Alongside each pictoral image of Darwin is a process for the development of the musical structures. This one-movement piece, to some extent in a style contemporary to the time, sets up and establishes the motifs which form the basis of the whole work. Thus, the introductory section to this work for violin and piano also serves as the musical foundation of all four stages of Age of Wonders - in one sense the introduction is a life in its simplest, amoebic form. It begins with the purest of beginnings, middle C, and the interval of an octave (the first within the harmonic series). The closing two notes of the first phrase, and the first of the second, form the next most simple of structures, a three-note scale figure (which has proved to form the fundamental component of the whole work).

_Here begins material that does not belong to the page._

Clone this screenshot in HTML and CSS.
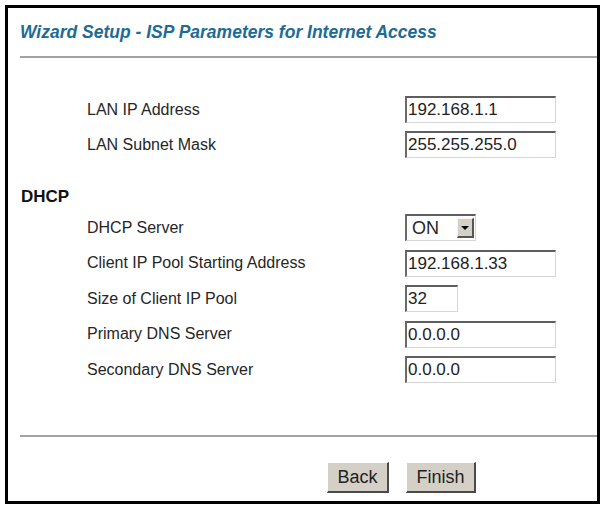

The remaining feature of this introduction is the second interval in the harmonic series, the 5th. But musically, there is a sense of space, anticipation, and if such simplistic structures allow, 'Wonder'.

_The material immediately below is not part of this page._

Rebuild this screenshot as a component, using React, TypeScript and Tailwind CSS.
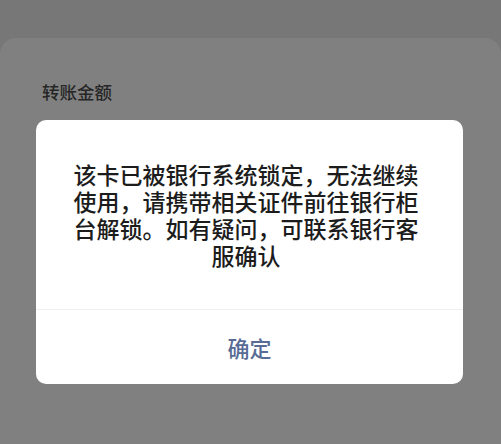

The piece breaks in to the image of a child, energetic, scatty, uneven in attention (and phrase length). The addition of the next interval of the harmonic series and a quotation from one of a remarkable series of works written in the year of Darwin's birth, Beethoven's Piano Sonata No. 24, are points within this section, which follows the most simple of sonata forms with essentially one subject only.

These musical elements provide the essence of the whole work, the intervals continue to be introduced and the three-note scale figure reworked. The sections that follow acknowledge the death of his mother when he was eight years old, his studies at school and as a medical student (including his distaste for autopsy). Darwin himself went on to study (and enjoy life) in Cambridge, and one of his friends' favourite pastimes was to confuse and test Darwin's recognition of well-known melodies played in a different way - naturally I have put one in this section.

One of the major influences in Darwin's life at this point was Professor Henslow, and they could often be seen walking and discussing Darwin's increasing interest in science. I have referred to an incident which disturbed them both, the near lynching of two prisoners by a mob (by now Darwin is a young man with a social conscience, conventional but beginning to think beyond established boundaries). The circumstances which surround Darwin's acceptance by Fitzroy as ship's scientist on the Beagle are well-documented, and after reference to this the piece closes with a revision of the introductory material.